Ron and his wife, Shani, have enjoyed the opportunity to connect with individuals all over the Twin Cities who have heard about the Bracelet Bunch. In addition to the money being raised, they're grateful for the productive conversations that consistently and organically take place during the events.
"It's just been cool, everywhere this has gone, the neighborhoods we've been to, the conversations we've had, especially around race," Ron said. "That's something a lot of people often don't want to [talk about], and that's what's been cool.
"You just never know what's going to come of it," he added.
Ron's statement rang especially true on Friday when members of the Rosemount Police Department arrived at the neighborhood.
Chief of Police Mikael Dahlstrom, along with a number of officers, greeted Kamryn and the group with smiles and warm waves.
"How much are the bracelets?" Dahlstrom asked, counting out bills. "How many will $100 buy?"
Kamryn's face lit up as she showed Dahlstrom and the other officers rows and rows of the brightly braided bands to choose from. The police chief later made another $100 donation and spent time talking with C.J. and Ron about the Bracelet Bunch's admirable work.
Dahlstrom said that his department had taken notice of Kamryn's efforts through social media and were happy for the opportunity to visit the Rosemount pop-up.
"I'm all about service. Our profession is all about service. Everybody can be great if they're willing to serve, and I think that's what Kam is doing – and we wanted to come support that," he explained. "The kids, the atmosphere here is happiness, it's spreading partnership with the community. That's what our mission statement is at the police station, as well, so they're doing everything that we want to do.
"I was speaking with C.J. Ham and Ron Johnson and mentioning, 'Can we do partnerships in the future to try to build these conversations?' " Dahlstrom added. "I think we've got parts of society that are on opposite ends of the spectrum, and we need to bring people to the middle. Those conversations might be difficult, but it's events like this that do that, and that's why we want to be part of it."
Especially considering the recent social unrest in the Twin Cities and across the country, Dahlstrom said seeing young people like Kamryn making such a tremendous difference in the community "means everything" to him.
"I think that's the future; you have figureheads in the community that are leading by example – that's the first thing I would say," Dahlstrom said. "And to me, like I was talking to C.J. about, I didn't like police officers before I became a police officer, because I didn't understand what it was like to be one. As I've started to have more of these conversations, somebody gave me the analogy of, 'Chief, you're feeling hate right now; you're feeling like people are judging you. But you can go home and take off your uniform. [But] people can't take off their uniform.'
"That was an analogy that resonated with me, and I want to continue to have conversations like that to build perspective," Dahlstrom added.
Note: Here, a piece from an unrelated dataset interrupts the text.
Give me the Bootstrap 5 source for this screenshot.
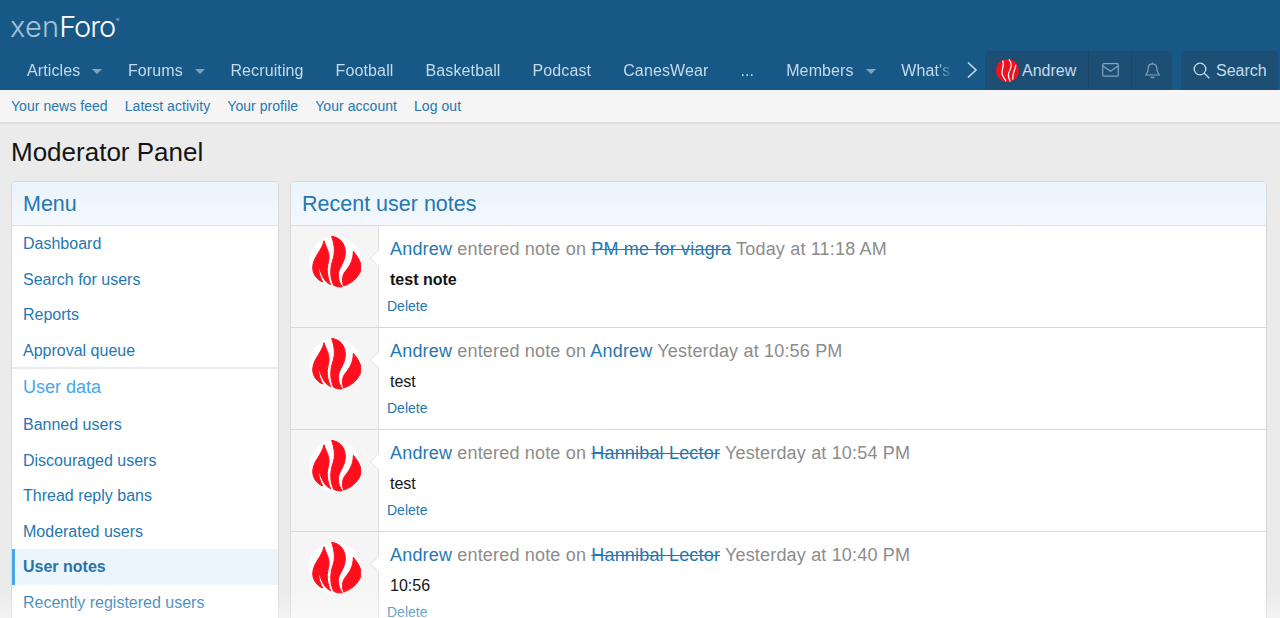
<!DOCTYPE html>
<html lang="en">
<head>
<meta charset="utf-8">
<title>Moderator Panel</title>
<link href="https://cdn.jsdelivr.net/npm/bootstrap@5.3.0/dist/css/bootstrap.min.css" rel="stylesheet">
<style>
html,body{height:618px;overflow:hidden}
body{background:#ebebeb;font-family:"Liberation Sans",Arial,sans-serif;font-size:16px;color:#141414;position:relative}
a{color:#2577b1;text-decoration:none}
.xf-head{background:#185886;height:90px}
.xf-logo{height:50px;padding:0 10px;font-family:"Inter","Liberation Sans",sans-serif;font-size:29px;font-weight:300;letter-spacing:-1.1px;line-height:53px;color:#fff}
.xf-logo span{color:#a5c3d9;letter-spacing:.2px}
.xf-logo sup{font-size:5px;top:-15px;color:#c5d8e6;margin-left:1px}
.xf-navbar{height:40px;padding-left:11px}
.xf-scroll{width:944px;overflow:hidden;white-space:nowrap;-webkit-mask-image:linear-gradient(to right,#000 925px,transparent 942px);mask-image:linear-gradient(to right,#000 925px,transparent 942px)}
.xf-tab{color:#c5dbec;height:40px;line-height:42px;padding:0 16px;flex:none;letter-spacing:.12px}
.xf-caret{display:inline-block;width:0;height:0;border-left:5px solid transparent;border-right:5px solid transparent;border-top:5px solid #7fa5c2;margin-left:12px;vertical-align:2px}
.xf-tab.has-caret{padding-right:9.5px}
.xf-chev{width:30px;flex:none;padding-left:4px}
.xf-group{background:#1d4f75;border-radius:4px 4px 0 0;height:39.5px;margin-top:.5px;color:#c5dbec}
.xf-user{width:103px;padding:1px 0 0 11px;gap:3px}
.xf-ico{width:43px;border-left:1px solid #1a486b}
.xf-ico2{width:41px;border-left:1px solid #1a486b}
.xf-search{margin-left:9px;width:97px;padding:1px 0 0 12px;gap:6px}
.xf-sub{height:34px;background:#f5f5f5;border-bottom:2px solid #dfdfdf;font-size:14px;padding:0 11px;gap:17px;line-height:33px;letter-spacing:.05px}
.xf-title{font-size:26px;font-weight:400;margin:0;padding:13px 11px 0;height:57px;line-height:30px;color:#141414}
.xf-wrap{padding:0 13px 0 11px;gap:11px}
.xf-side{width:268px;flex:none}
.xf-block{background:#fff;border:1px solid #d8d8d8;border-radius:4px 4px 0 0;overflow:hidden}
.xf-hd{font-size:21.5px;height:44px;line-height:44px;padding:0 11px;color:#2577b1;background:linear-gradient(#eaf4fc,#f3f8fd);border-bottom:1px solid #dfdfdf}
.xf-link{display:block;height:35.5px;line-height:35px;padding:0 11px;color:#2577b1}
.xf-link.is-on{background:#ebf5fd;font-weight:700;border-left:3px solid #47a7eb;padding-left:8px;color:#2a72a8}
.xf-cat{font-size:18px;color:#47a7eb;border-top:2px solid #ebebeb;height:40px;margin-top:-1px;line-height:36px;padding:0 11px}
.xf-note{height:102px;border-bottom:1px solid #d8d8d8}
.xf-cell{width:88px;flex:none;background:#f5f5f5;border-right:1px solid #dfdfdf;padding:10px 0 0 18px;position:relative}
.xf-cell::before,.xf-cell::after{content:"";position:absolute;top:24px;width:0;height:0;border-top:8px solid transparent;border-bottom:8px solid transparent}
.xf-cell::before{right:0;border-right:8px solid #dfdfdf}
.xf-cell::after{right:-1px;border-right:8px solid #fff}
.xf-body{padding:11px 0 0 8px}
.xf-line{font-size:18px;line-height:25px;color:#8c8c8c;padding-left:3px;letter-spacing:.18px}
.xf-text{line-height:24px;margin-top:6px;padding-left:3px;height:24px}
.xf-del{font-size:14px;line-height:16px;margin-top:6px}
.xf-shade{position:absolute;left:0;right:0;bottom:0;height:30px;background:linear-gradient(rgba(255,255,255,0),rgba(255,255,255,.4));pointer-events:none}
</style>
</head>
<body>
<svg width="0" height="0" class="position-absolute">
<defs>
<symbol id="flame" viewBox="27 34 156 156">
<circle cx="105" cy="112" r="78" fill="#fff"/>
<g fill="#ff0f1e" stroke="#ff0f1e" stroke-width="3" stroke-linejoin="round">
<path d="M95 35C120 38 137 58 136 85C135 115 115 130 115 150C115 165 120 178 127 186C117 188 108 186 101 182C93 165 90 145 94 122C98 100 112 85 95 35Z"/>
<path d="M72 48C78 68 88 80 87 100C86 115 80 125 82 145C84 160 88 172 92 180C82 176 74 168 68 155C63 145 58 132 55 122C55 140 60 158 68 172C50 165 38 148 38 128C40 95 65 80 72 48Z"/>
<path d="M160 80C172 95 183 110 183 128C183 150 160 175 131 184C125 170 126 152 136 140C148 125 160 108 160 80Z"/>
</g>
</symbol>
</defs>
</svg>

<header class="xf-head">
  <div class="xf-logo"><span>xen</span>Foro<sup>®</sup></div>
  <div class="xf-navbar d-flex">
    <nav class="xf-scroll d-flex">
      <a class="xf-tab has-caret" href="#">Articles<i class="xf-caret"></i></a>
      <a class="xf-tab has-caret" href="#">Forums<i class="xf-caret"></i></a>
      <a class="xf-tab" href="#">Recruiting</a>
      <a class="xf-tab" href="#">Football</a>
      <a class="xf-tab" href="#">Basketball</a>
      <a class="xf-tab" href="#">Podcast</a>
      <a class="xf-tab" href="#">CanesWear</a>
      <a class="xf-tab" href="#">...</a>
      <a class="xf-tab has-caret" href="#">Members<i class="xf-caret"></i></a>
      <a class="xf-tab" href="#">What's</a>
    </nav>
    <div class="xf-chev d-flex align-items-center justify-content-center">
      <svg width="12" height="18" viewBox="0 0 12 18" fill="none" stroke="#c5dbec" stroke-width="1.6"><path d="M2 1.500 10 9 2 16.500"/></svg>
    </div>
    <div class="xf-group d-flex align-items-stretch">
      <a class="xf-user d-flex align-items-center" href="#" style="color:#c5dbec">
        <svg width="23" height="23" viewBox="0 0 24 24"><circle cx="12" cy="12" r="12" fill="#f0101e"/><path d="M7 1.500C9.500 7 5 11 6.500 16C7.500 19 9 21 10.500 23M13.500 .5C18 6 15 10 13.500 14C12.500 17 13 20 15 23.500M20.500 6C21 11 16.500 14 17.500 21.500" fill="none" stroke="#fff" stroke-width="1.300"/></svg>
        <span>Andrew</span>
      </a>
      <a class="xf-ico d-flex align-items-center justify-content-center" href="#">
        <svg width="17" height="14" viewBox="0 0 17 14" fill="none" stroke="#7fa5c2" stroke-width="1.2"><rect x=".7" y=".7" width="15.6" height="12.4" rx="1.2"/><path d="M1 3 8.500 8.200 16 3"/></svg>
      </a>
      <a class="xf-ico2 d-flex align-items-center justify-content-center" href="#">
        <svg width="15" height="17" viewBox="0 0 15 17" fill="none" stroke="#7fa5c2" stroke-width="1.2"><path d="M7.500 1.800C4.500 1.800 3.200 4 3.200 6.500C3.200 10 2 11.500 .8 13H14.200C13 11.500 11.800 10 11.800 6.500C11.800 4 10.500 1.800 7.500 1.800ZM7.500 .5V1.800M5.800 14.800C6.200 16 8.800 16 9.200 14.800"/></svg>
      </a>
    </div>
    <a class="xf-group xf-search d-flex align-items-center" href="#" style="color:#c5dbec">
      <svg width="17" height="17" viewBox="0 0 17 17" fill="none" stroke="#c5dbec" stroke-width="1.3"><circle cx="7" cy="7" r="5.800"/><path d="M11.300 11.300 16.300 16.300"/></svg>
      <span>Search</span>
    </a>
  </div>
</header>

<div class="xf-sub d-flex">
  <a href="#">Your news feed</a><a href="#">Latest activity</a><a href="#">Your profile</a><a href="#">Your account</a><a href="#">Log out</a>
</div>

<h1 class="xf-title">Moderator Panel</h1>

<div class="xf-wrap d-flex align-items-start">
  <aside class="xf-side xf-block">
    <div class="xf-hd">Menu</div>
    <a class="xf-link" href="#">Dashboard</a>
    <a class="xf-link" href="#">Search for users</a>
    <a class="xf-link" href="#">Reports</a>
    <a class="xf-link" href="#">Approval queue</a>
    <div class="xf-cat">User data</div>
    <a class="xf-link" href="#">Banned users</a>
    <a class="xf-link" href="#">Discouraged users</a>
    <a class="xf-link" href="#">Thread reply bans</a>
    <a class="xf-link" href="#">Moderated users</a>
    <a class="xf-link is-on" href="#">User notes</a>
    <a class="xf-link" href="#">Recently registered users</a>
  </aside>
  <main class="xf-block flex-grow-1">
    <div class="xf-hd">Recent user notes</div>
    <div class="xf-note d-flex">
      <div class="xf-cell"><svg width="52" height="52"><use href="#flame"/></svg></div>
      <div class="xf-body">
        <div class="xf-line"><a href="#">Andrew</a> entered note on <a href="#" class="text-decoration-line-through">PM me for viagra</a> Today at 11:18 AM</div>
        <div class="xf-text fw-bold">test note</div>
        <div class="xf-del"><a href="#">Delete</a></div>
      </div>
    </div>
    <div class="xf-note d-flex">
      <div class="xf-cell"><svg width="52" height="52"><use href="#flame"/></svg></div>
      <div class="xf-body">
        <div class="xf-line"><a href="#">Andrew</a> entered note on <a href="#">Andrew</a> Yesterday at 10:56 PM</div>
        <div class="xf-text">test</div>
        <div class="xf-del"><a href="#">Delete</a></div>
      </div>
    </div>
    <div class="xf-note d-flex">
      <div class="xf-cell"><svg width="52" height="52"><use href="#flame"/></svg></div>
      <div class="xf-body">
        <div class="xf-line"><a href="#">Andrew</a> entered note on <a href="#" class="text-decoration-line-through">Hannibal Lector</a> Yesterday at 10:54 PM</div>
        <div class="xf-text">test</div>
        <div class="xf-del"><a href="#">Delete</a></div>
      </div>
    </div>
    <div class="xf-note d-flex">
      <div class="xf-cell"><svg width="52" height="52"><use href="#flame"/></svg></div>
      <div class="xf-body">
        <div class="xf-line"><a href="#">Andrew</a> entered note on <a href="#" class="text-decoration-line-through">Hannibal Lector</a> Yesterday at 10:40 PM</div>
        <div class="xf-text">10:56</div>
        <div class="xf-del"><a href="#">Delete</a></div>
      </div>
    </div>
  </main>
</div>
<div class="xf-shade"></div>
<script src="https://cdn.jsdelivr.net/npm/bootstrap@5.3.0/dist/js/bootstrap.bundle.min.js"></script>
</body>
</html>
As Kamryn & Friends continues to travel around the Twin Cities, the Johnsons are continually evaluating various platforms, causes and nonprofits to which they can donate the proceeds.
A portion of the proceeds have already been donated, and most recently the family has worked with a social worker to purchase groceries for inner-city families who have a financial need or have been directly affected by local damaged businesses.
"I want to do that stuff, one, to show them that as bad as it might seem, 'There is a God, and God does love you," Ron said.
"We've done nothing special," he later added. "I think God's been doing it all, and these kids are proof of it – that no matter how young, no matter how small, no matter what color you are, you can help people. You can make a difference. And I think that's key."